Reviews

Never Say Goodnight – The Havenots

Label: Cooking Vinyl

They arrive on trains, leave on planes and everybody stares at them. One might naturally assume this to be for their incurably wistful and bittersweet brand of California melancholy or the rich and beautiful vocal chemistry that exists between them, but it’s not; it’s actually because for all their flower-handling West Coast dreaminess the pair actually hail from Leicester. And though I’ve made a good number of stopovers at the bus terminal at Leicester’s St. Margarets, never once was I twenty-four hours from either Tulsa, Los Angeles or (providing you’re travelling with Scott McKenzie Coaches) to San Francisco. And if I was ever on any last train, it wasn’t to Clarksville but to Coventry.
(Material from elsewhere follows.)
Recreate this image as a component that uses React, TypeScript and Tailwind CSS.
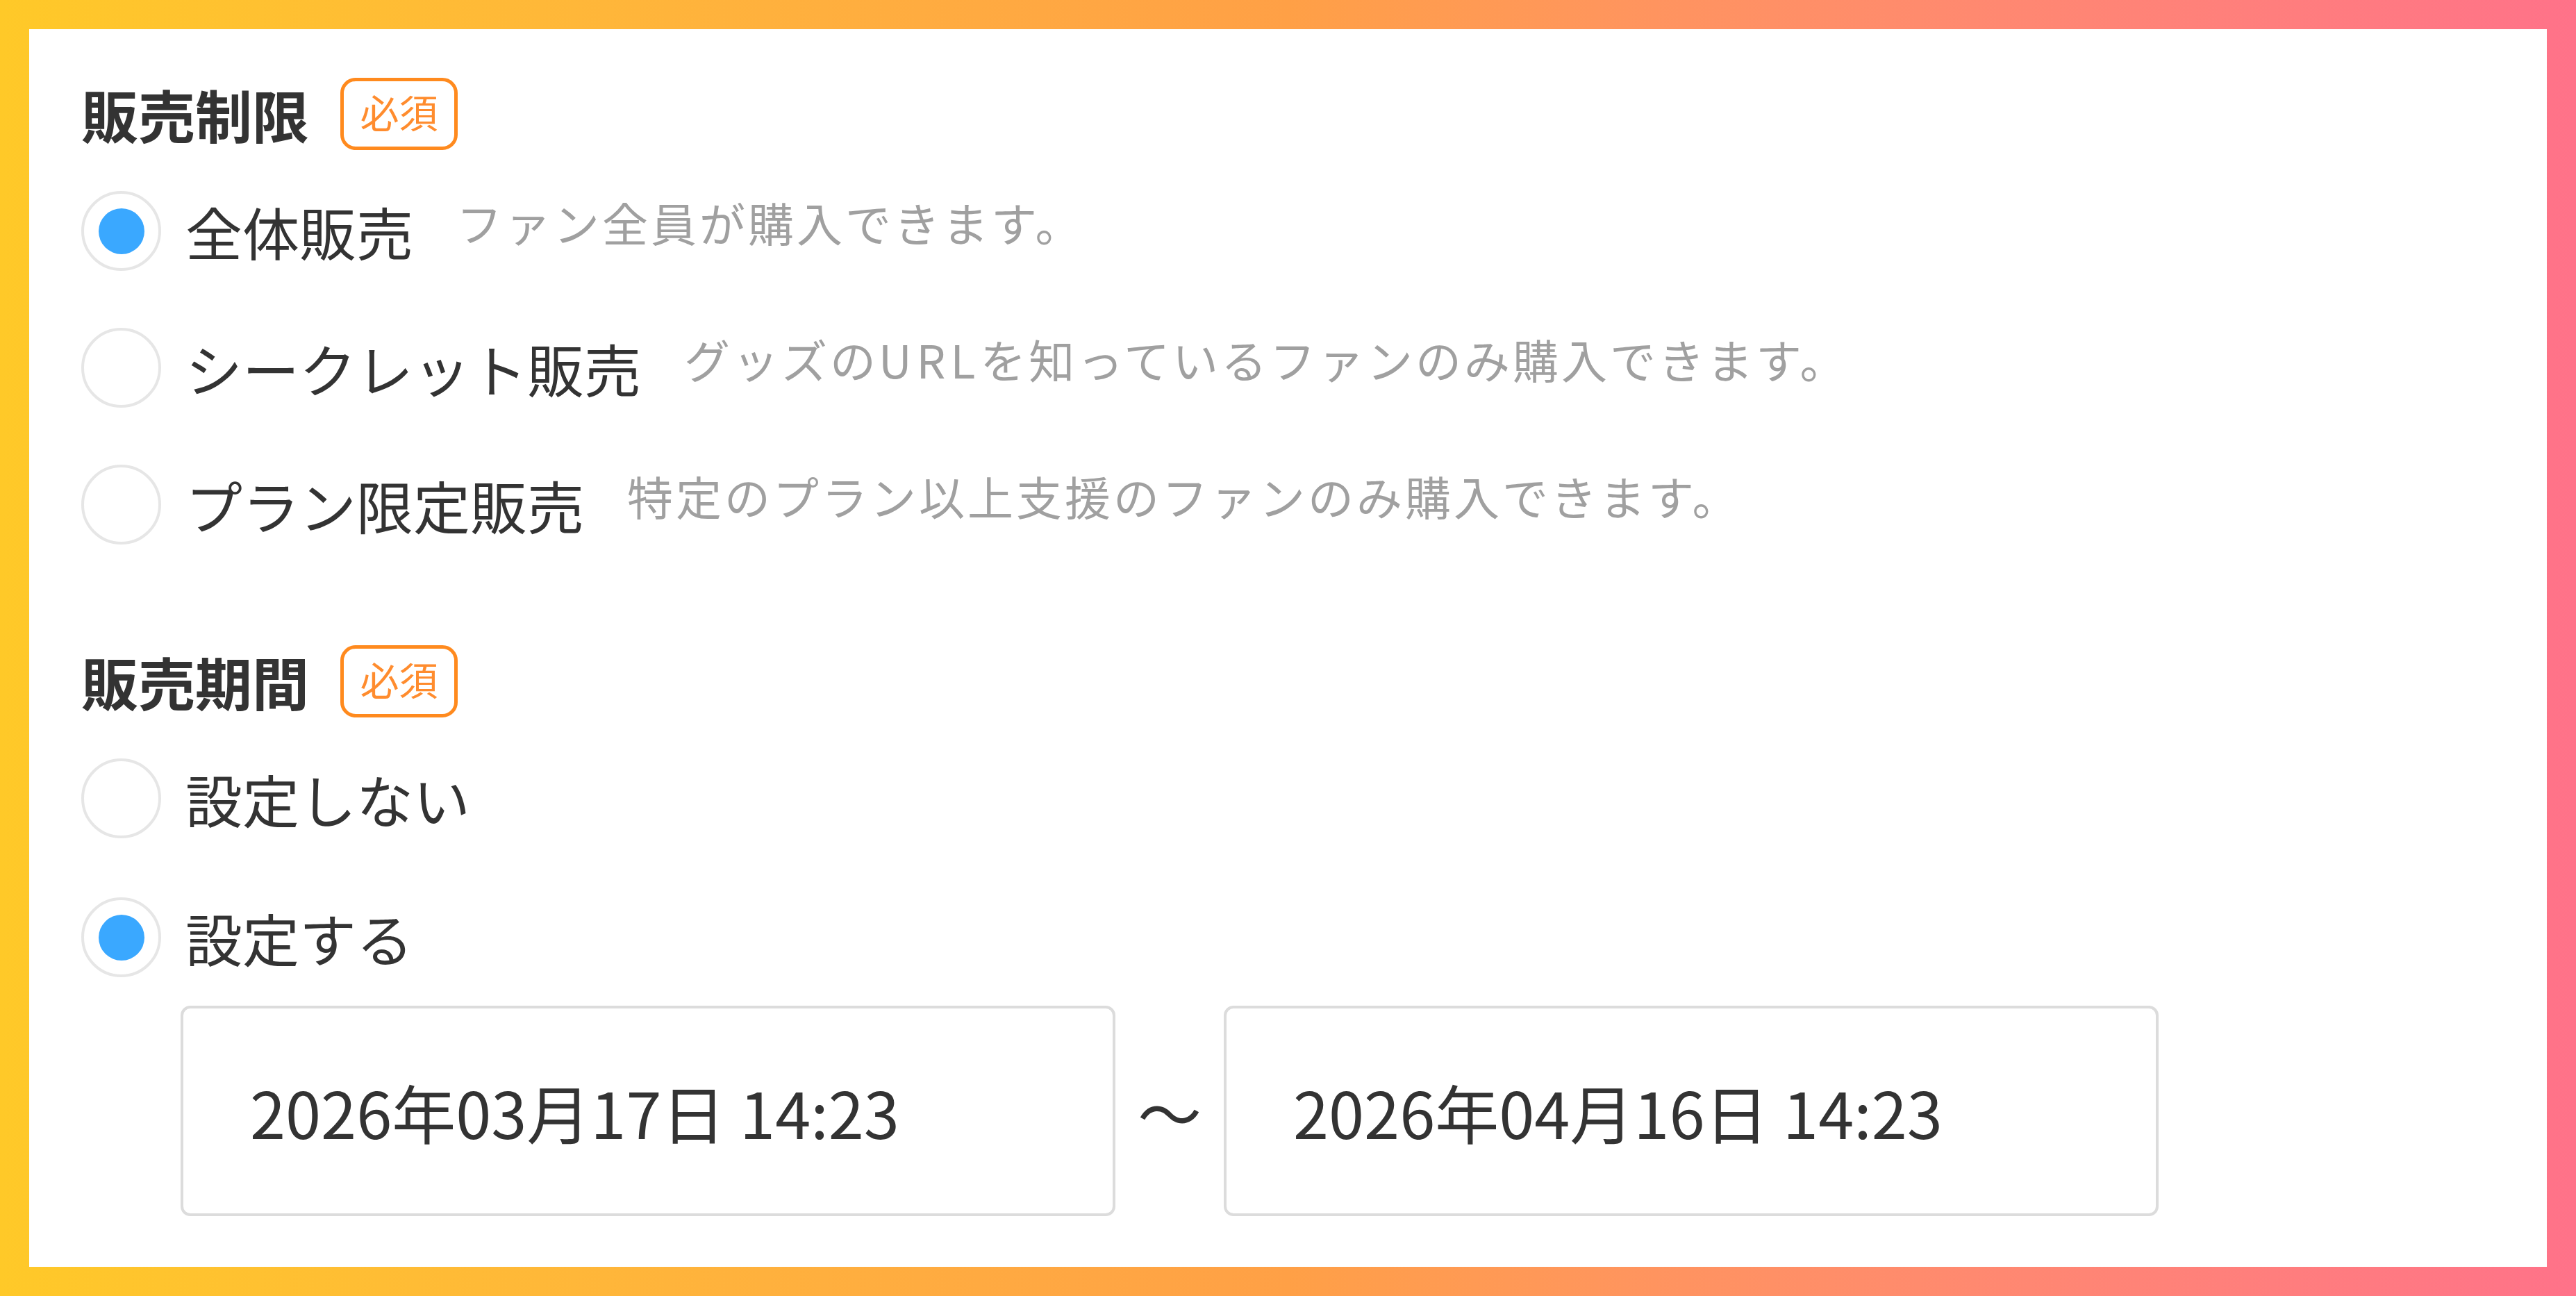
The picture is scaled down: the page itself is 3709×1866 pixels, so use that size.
import React from "react";

const FONT = { fontFamily: '"Noto Sans CJK JP", "Noto Sans", sans-serif' };

type Option = { label: string; desc?: React.ReactNode; checked?: boolean };

const Radio = ({ checked }: { checked?: boolean }) => (
  <div className="w-[115px] h-[115px] shrink-0 rounded-full border-[4px] border-[#e6e6e6] bg-white flex items-center justify-center">
    {checked && <div className="w-[66px] h-[66px] rounded-full bg-[#3aa8ff]" />}
  </div>
);

const Badge = () => (
  <span className="w-[169px] h-[104px] rounded-[22px] border-[5px] border-[#ff8a1e] flex items-center justify-center text-[56px] leading-none text-[#ff8c2e] pb-[8px]">
    必須
  </span>
);

const Heading = ({ title }: { title: string }) => (
  <div className="flex items-center gap-[45px]">
    <h3 className="text-[82px] leading-none font-bold text-[#333]">{title}</h3>
    <Badge />
  </div>
);

const RadioRow = ({ label, desc, checked }: Option) => (
  <div className="flex items-center">
    <Radio checked={checked} />
    <span className="ml-[35px] text-[82px] leading-none text-[#333]">{label}</span>
    {desc && (
      <span className="ml-[62px] mb-[28px] text-[66px] leading-none tracking-[4px] text-[#a0a0a0]">
        {desc}
      </span>
    )}
  </div>
);

const DateBox = ({ value }: { value: string }) => (
  <div className="w-[1346px] h-[303px] rounded-[14px] border-[4px] border-[#dcdcdc] bg-white flex items-center pl-[96px]">
    <span className="text-[92px] leading-none text-[#333]">{value}</span>
  </div>
);

export default function App() {
  const limits: Option[] = [
    { label: "全体販売", desc: "ファン全員が購入できます。", checked: true },
    {
      label: "シークレット販売",
      desc: (
        <>
          グッズの<span className="tracking-[7px]">URL</span>を知っているファンのみ購入できます。
        </>
      ),
    },
    { label: "プラン限定販売", desc: "特定のプラン以上支援のファンのみ購入できます。" },
  ];

  return (
    <div
      className="w-[3709px] h-[1866px] p-[42px] bg-linear-to-r from-[#ffc928] via-[#ffa046] to-[#ff7289]"
      style={FONT}
    >
      <div className="h-full bg-white pt-[70px] pl-[75px]">
        {/* 販売制限 */}
        <Heading title="販売制限" />
        <div className="mt-[59px] flex flex-col gap-[82px]">
          {limits.map((o) => (
            <RadioRow key={o.label} {...o} />
          ))}
        </div>

        {/* 販売期間 */}
        <div className="mt-[145px]">
          <Heading title="販売期間" />
        </div>
        <div className="mt-[59px] flex flex-col gap-[85px]">
          <RadioRow label="設定しない" />
          <RadioRow label="設定する" checked />
        </div>

        <div className="mt-[41px] ml-[143px] flex items-center">
          <DateBox value="2026年03月17日 14:23" />
          <span className="w-[156px] text-center text-[92px] leading-none text-[#333]">〜</span>
          <DateBox value="2026年04月16日 14:23" />
        </div>
      </div>
    </div>
  );
}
The HaveNots – Liam Dullaghan and Sophia Marshall – both sing, both play guitar and they both write songs.  They also both teeter precariously along the edges of incongruity. When we should be celebrating the joyful symmetry and romance of the marvellously breezy single ‘Flyers’, the obscurity and mournful sweetness of ‘Up Like Stairways’ and ‘Ghost’ or the tragic, haunting minimalism of ‘A Tiny Taste Of Death’ we’re instead left puzzled by the careless abandon with which (the lovely) Sophia Marshall places herself quite squarely in the middle of the road with such howling cod-country escapades as ‘Sweetest Feeling’ and ‘New Lace Dress’. It’s one thing following your instincts, quite another hauling your entire inspirational luggage through customs and onto the tarmac at Nashville International Airport. For Sophia Marshall’s part, well she more than redeems herself with some overwhelming vocal work on the fragile and understated ‘Undecorated’ and some heavenly harmonies on my favourite cut on the album, the chiming, circular and spine-tingling ‘Let’s Just Start Again’. The real find, however, is Liam Dullaghan, whose earnest, subtle strokes and gruelling lyrical intellect on all the slow acoustic numbers affords a really rather rich seam of ear magic and no shortage of memorable couplets (‘Stay away from boys with fireworks, they’ll set you off in the night/The sky’s the limit, escape is a cake with a fire door in it’).

Having already opened for bands like The Sadies (Yep Roc), lived out of vans and slept in railway stations as well as throwing in a head turning performance at the 2004 SXSW festival in Austin Texas it’s entirely possible that The Havenots may indeed make that leap from St. Margaret’s bus station to Los Angeles International this side of Xmas.